Here at Ant Hill Music we see some pretty interesting things come our way. I was looking at training tools for warming up before a gig and came across something bizarre. I found this thing.
This crazy “guitar” is called the Shredneck. Its sole purpose is to replicate the “playing and feel” of the real thing. Only they left out the body, pickups, and more than half of the rest of the neck. The standard models have between 6-12 real rosewood frets with similar radii of the instruments available. This is available for electric and acoustic guitar, classical and 4 string bass guitar.
The tuners actually work as compared to other string warm up devices. I guess you could spend time tuning this thing to practice. Apparently many artists have endorsed this product. I won’t name names, but some very talented musicians out there like this thing.

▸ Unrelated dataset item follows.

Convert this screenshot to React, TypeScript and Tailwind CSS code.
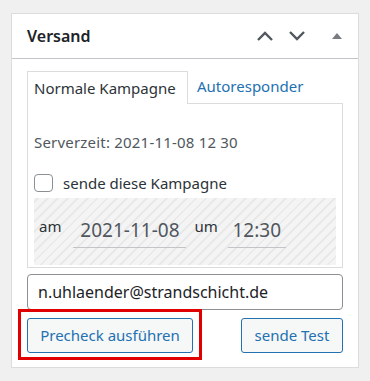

So the question is WHY? Why bring another gimmicky warm up tool? I understand it’s for touring and small places, but dude really? At least put some actual useful hardware. Oh wait…they did. At least these are mini instruments with working hardware.
The reality is it could be a useful tool for warming up. However I still think warming up is important on your actual instrument and is more beneficial. The reasons are surprisingly simple enough but never cross our minds until we grab our guitar and we find the following has happened…right as we go on stage:
- What if your guitar is out of tune?
- What if the action is off? (too high or too low)
- What if one of jacks/knobs aren’t holding tight? (wiggle room in knobs, ¼ inch nut is lost)
- What if your string broke and now you forgot to change it?
- What if its really cold/hot out and your instrument has not acclimated to temperature yet? (see reason 1)
These are things you should be considering while warming up on your axe. I know as it has happened to me and many other performing musicians. If any of these things do occur, you can be ready to make the needed changes right then and there, and not in front of your audience sucking. While warming up is important on a tool like this, warming up on your guitar can prevent you from performance failures altogether. I will be putting together a list and do’s and don’ts for touring later. But for now…practice, practice, practice…on your own guitar that is.